This present issue features research that explores how local categories of identity, status and territory have been constructed over time and space. Though not compiled as a special issue, the six feature articles share a remarkable focus on how notions of community have been epistemologically constructed by both state and non-state actors, providing insight into the different ways and contexts that social groups within the region have articulated their place in the world. All six have a historical bent to them, based on sources such as inscriptions, indigenous chronicles, colonial records and contemporary oral interviews in the vernacular. At the same time, the articles are refreshingly interdisciplinary, drawing from and contributing to theoretical discussions concerning anthropology, linguistics, epigraphy, and geography.

Our lead article, ‘The killing of Posthouder Scheerder and Jifar Folfolun (The War of the Breasts): Malukan and Dutch narratives of an incident in the waning days of the VOC’ by A. Ross Gordon, Sonny A. Djonler and Hans Hägerdal, examines how a violent incident in Dutch colonial history has been remembered and preserved in the collective memory of the Batuley, a non-literate people located in today's Aru, Indonesia. Juxtaposed against Dutch colonial sources, the authors investigate how the memory of a murdered colonial officer is preserved in saab and mare, forms of Arunese song that also represent the Batuley communities that perform them. Importantly, the authors discover there is more than one ‘local’ understanding of the event via the range of songs that speak — or rather sing — to the event, representing the range of memories associated with local tradition. Methodologically, the authors ask us to consider how to deal with a field of study where indigenous language sources are simply lacking.

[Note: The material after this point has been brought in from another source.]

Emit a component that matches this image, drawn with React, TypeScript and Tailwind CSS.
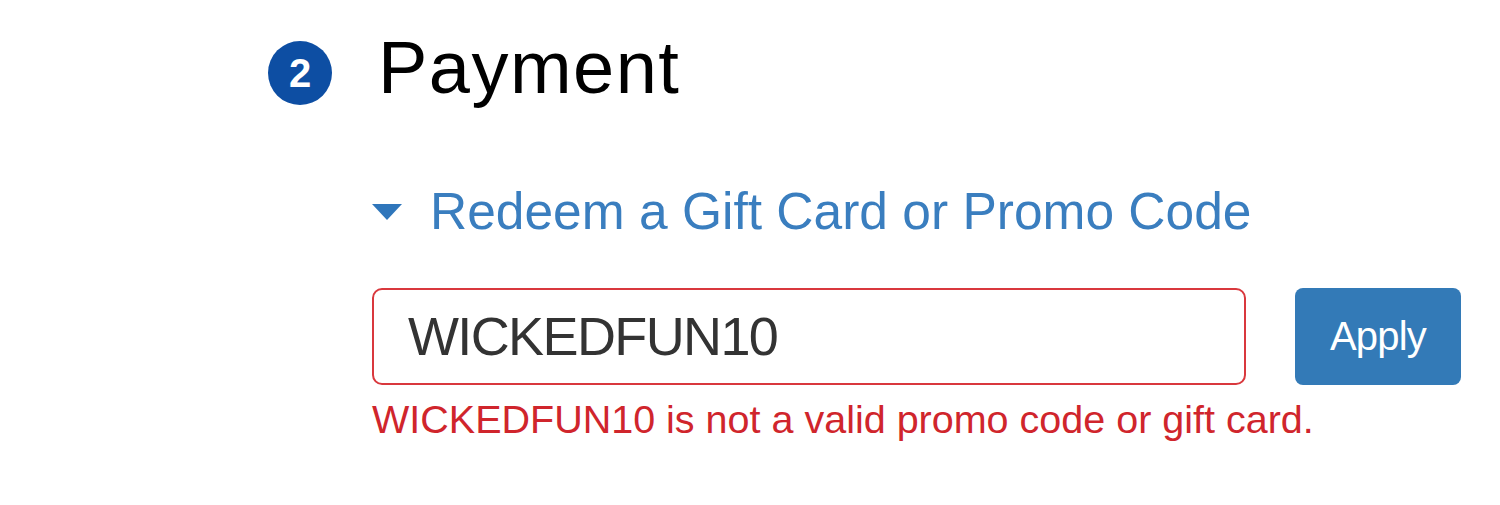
import React from "react";

const FONT = { fontFamily: '"Liberation Sans", Arial, sans-serif' };

export default function App() {
  return (
    <div className="min-h-screen bg-white pl-[268px] pt-[31px]" style={FONT}>
      {/* Step header */}
      <div className="flex items-start gap-[46px]">
        <div className="mt-[10px] flex h-[64px] w-[64px] items-center justify-center rounded-full bg-[#0d4ea3] text-[40px] font-bold leading-none text-white">
          2
        </div>
        <h2 className="text-[74px] leading-none tracking-[0.02em] text-black">Payment</h2>
      </div>

      <div className="ml-[104px]">
        {/* Toggle */}
        <div className="mt-[81px] flex items-center gap-[28px]">
          <svg width="30" height="16" viewBox="0 0 30 16">
            <polygon points="0,0 30,0 15,16" fill="#2f76bb" />
          </svg>
          <span className="text-[51.5px] leading-none text-[#3a7ebf]">
            Redeem a Gift Card or Promo Code
          </span>
        </div>

        {/* Code field */}
        <div className="mt-[50px] flex items-center gap-[49px]">
          <input
            readOnly
            value="WICKEDFUN10"
            className="h-[97px] w-[874px] rounded-[10px] border-2 border-[#d9383d] bg-white pl-[34px] text-[54px] tracking-[-0.03em] text-[#333] outline-none"
            style={FONT}
          />
          <button className="h-[97px] w-[166px] rounded-[8px] bg-[#337ab7] text-[40px] tracking-[-0.02em] text-white">
            Apply
          </button>
        </div>

        <p className="mt-[15px] text-[39.5px] leading-none text-[#d0252c]">
          WICKEDFUN10 is not a valid promo code or gift card.
        </p>
      </div>
    </div>
  );
}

As in the previous article by Gordon et al., Aurore Candier's article ‘Mapping ethnicity in nineteenth century Burma: When “categories of people” (lumyo) became “nations”’ looks at how local notions of personhood and identity were interpreted and categorised by British and American missionary administrative projects in Myanmar. By focusing on the category of lumyo (categories of people) and tracing its historical construction over the span of the nineteenth century, Candier shows how the contingencies of war and annexation were intricately connected to how local communities, peripheries, and foreign-ness were represented. By presenting the semantic evolution of these concepts in the context of conquest, Candier argues that ‘lumyo’ was progressively associated with the European concept of ‘nations’, an understanding that would eventually be adopted by nationalist groups and ethnic minorities in the early twentieth century. Just as the Aru and Batuley were shaped out of a narrative of counter-insurgency, so too were early notions of race, nation, and place shaped out of the mechanics of annexation of the Burmese Kingdom in the early 1800s.

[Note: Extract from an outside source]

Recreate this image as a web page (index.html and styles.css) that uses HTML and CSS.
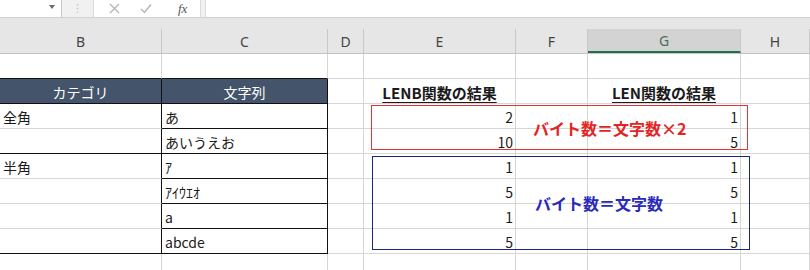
FILE: index.html
```html
<!DOCTYPE html>
<html lang="ja">
<head>
  <meta charset="UTF-8">
  <meta name="viewport" content="width=device-width, initial-scale=1.0">
  <title>LENB関数とLEN関数</title>
  <link rel="stylesheet" href="styles.css">
</head>
<body>
  <!-- Formula Bar -->
  <div class="formula-bar">
    <div class="name-box"><span class="drop"></span></div>
    <div class="grip"><span>⋮</span></div>
    <div class="fx-buttons">
      <svg class="icon" width="11" height="11" viewBox="0 0 11 11"><path d="M1 1 L10 10 M10 1 L1 10" stroke="#b4b4b4" stroke-width="1.3" fill="none"/></svg>
      <svg class="icon" width="12" height="11" viewBox="0 0 12 11"><path d="M1 6 L4.5 9.5 L11 1.5" stroke="#b4b4b4" stroke-width="1.4" fill="none"/></svg>
      <span class="fx">fx</span>
    </div>
    <div class="formula-input"></div>
  </div>

  <!-- Column Headers -->
  <div class="col-heads">
    <div class="col-head">B</div>
    <div class="col-head">C</div>
    <div class="col-head">D</div>
    <div class="col-head">E</div>
    <div class="col-head">F</div>
    <div class="col-head selected">G</div>
    <div class="col-head">H</div>
  </div>

  <!-- Sheet -->
  <div class="sheet">
    <!-- row 1 -->
    <div class="cell bb"></div>
    <div class="cell bb"></div>
    <div class="cell"></div>
    <div class="cell"></div>
    <div class="cell"></div>
    <div class="cell"></div>
    <div class="cell"></div>

    <!-- row 2: headers -->
    <div class="cell head bb br">カテゴリ</div>
    <div class="cell head bb br">文字列</div>
    <div class="cell"></div>
    <div class="cell title"><u>LENB関数の結果</u></div>
    <div class="cell"></div>
    <div class="cell title"><u>LEN関数の結果</u></div>
    <div class="cell"></div>

    <!-- row 3 -->
    <div class="cell br">全角</div>
    <div class="cell bb br">あ</div>
    <div class="cell"></div>
    <div class="cell num">2</div>
    <div class="cell"></div>
    <div class="cell num">1</div>
    <div class="cell"></div>

    <!-- row 4 -->
    <div class="cell bb br"></div>
    <div class="cell bb br">あいうえお</div>
    <div class="cell"></div>
    <div class="cell num">10</div>
    <div class="cell"></div>
    <div class="cell num">5</div>
    <div class="cell"></div>

    <!-- row 5 -->
    <div class="cell br">半角</div>
    <div class="cell bb br">ｱ</div>
    <div class="cell"></div>
    <div class="cell num">1</div>
    <div class="cell"></div>
    <div class="cell num">1</div>
    <div class="cell"></div>

    <!-- row 6 -->
    <div class="cell br"></div>
    <div class="cell bb br">ｱｲｳｴｵ</div>
    <div class="cell"></div>
    <div class="cell num">5</div>
    <div class="cell"></div>
    <div class="cell num">5</div>
    <div class="cell"></div>

    <!-- row 7 -->
    <div class="cell br"></div>
    <div class="cell bb br">a</div>
    <div class="cell"></div>
    <div class="cell num">1</div>
    <div class="cell"></div>
    <div class="cell num">1</div>
    <div class="cell"></div>

    <!-- row 8 -->
    <div class="cell bb br"></div>
    <div class="cell bb br">abcde</div>
    <div class="cell"></div>
    <div class="cell num">5</div>
    <div class="cell"></div>
    <div class="cell num">5</div>
    <div class="cell"></div>

    <!-- row 9 -->
    <div class="cell"></div>
    <div class="cell"></div>
    <div class="cell"></div>
    <div class="cell"></div>
    <div class="cell"></div>
    <div class="cell"></div>
    <div class="cell"></div>

    <!-- Callout boxes -->
    <div class="note note-red">バイト数＝文字数×2</div>
    <div class="note note-blue">バイト数＝文字数</div>
  </div>
</body>
</html>
```

FILE: styles.css
```css
/* Global */
* {
  box-sizing: border-box;
}

body {
  margin: 0;
  inline-size: 810px;
  block-size: 270px;
  overflow: hidden;
  background: #fff;
  color: #1a1a1a;
  font-family: "Noto Sans CJK JP", "Noto Sans", sans-serif;
}

/* Formula Bar */
.formula-bar {
  display: flex;
  block-size: 18px;
  background: #f1f1f1;
  border-block-end: 1px solid #d2d2d2;
}

.name-box {
  inline-size: 62px;
  background: #fff;
  border-inline-end: 1px solid #c9c9c9;
  position: relative;
}

.drop {
  position: absolute;
  inset-inline-start: 49px;
  inset-block-start: 5px;
  border-inline-start: 3.5px solid transparent;
  border-inline-end: 3.5px solid transparent;
  border-block-start: 4px solid #6a6a6a;
}

.grip {
  inline-size: 31px;
  display: flex;
  align-items: center;
  justify-content: center;
  color: #b8b8b8;
  font-family: "DejaVu Sans", sans-serif;
  font-size: 11px;
  line-height: 1;
}

.fx-buttons {
  inline-size: 108px;
  background: #fff;
  border-inline-start: 1px solid #dadada;
  border-inline-end: 1px solid #dadada;
  display: flex;
  align-items: center;
  padding-inline-start: 15px;
  gap: 20px;
}

.fx {
  font-family: "Liberation Serif", serif;
  font-style: italic;
  font-size: 13px;
  color: #555;
  margin-inline-start: 6px;
}

.formula-input {
  flex: 1;
  margin-inline-start: 4px;
  background: #fff;
  border-inline-start: 1px solid #dadada;
}

/* Column Headers */
.col-heads {
  display: grid;
  grid-template-columns: 162px 166px 36px 152px 72px 153px 1fr;
  padding-block-start: 11px;
  background: #e6e6e6;
  border-block-end: 1px solid #c4c4c4;
}

.col-head {
  block-size: 24px;
  border-inline-end: 1px solid #c8c8c8;
  font-family: "Noto Sans", sans-serif;
  font-size: 14px;
  color: #444;
  display: flex;
  align-items: center;
  justify-content: center;
}

.col-head.selected {
  background: #d3d3d3;
  color: #4a6e5a;
  border-block-end: 2px solid #217346;
}

/* Sheet */
.sheet {
  position: relative;
  display: grid;
  grid-template-columns: 162px 166px 36px 152px 72px 153px 1fr;
  grid-auto-rows: 25px;
}

.cell {
  border-inline-end: 1px solid #d6d6d6;
  border-block-end: 1px solid #d6d6d6;
  padding: 2px 3px 0;
  display: flex;
  align-items: center;
  font-size: 14px;
  line-height: 1;
  white-space: nowrap;
}

.cell.bb {
  border-block-end-color: #111;
}

.cell.br {
  border-inline-end-color: #111;
}

.cell.head {
  background: #44546a;
  color: #fff;
  justify-content: center;
}

.cell.num {
  justify-content: flex-end;
  padding-inline-end: 2px;
}

.cell.title {
  justify-content: center;
  font-weight: bold;
  font-size: 15px;
}

.title u {
  text-underline-offset: 3px;
}

/* Callouts */
.note {
  position: absolute;
  display: flex;
  align-items: center;
  font-size: 16px;
  font-weight: bold;
}

.note-red {
  inset-inline-start: 371px;
  inset-block-start: 51px;
  inline-size: 377px;
  block-size: 45px;
  padding-inline-start: 161px;
  border: 1px solid #e23434;
  color: #e42424;
}

.note-blue {
  inset-inline-start: 372px;
  inset-block-start: 102px;
  inline-size: 378px;
  block-size: 94px;
  padding-inline-start: 162px;
  border: 1px solid #1c2484;
  color: #2a2ab8;
}
```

Territorial conquest and its effect on social constructions of place is a key theme in the next article by Kisho Tsuchiya. His ‘Representing Timor: Histories, geo-bodies, and belonging, 1860–2019’ explores how political identity and territory have been constructed by various Timorese communities over time and space. While international understandings of the history of East and West Timor have been largely shaped by the presence of and reaction to Indonesia's annexation of Portuguese (East) Timor, this research shifts our attention to earlier periods, when a variety of stakeholders — local and foreign — created different ideas of belonging and place to the island and its people. In extending our gaze deeper into Timor's past and unfolding the ways in which ‘Indonesia’ has been used as the reference to understanding the island, the article re-examines how an understanding of a homogenised image of ‘East Timor’ emerged. By reconstructing a genealogy of how different groups in Timor expressed belonging in Portuguese, English, French, Japanese, Indonesian, and in Timorese languages, Tsuchiya suggests that social constructions of Timor by its various communities influenced and were influenced by political and economic connections to other regional locales and international contexts.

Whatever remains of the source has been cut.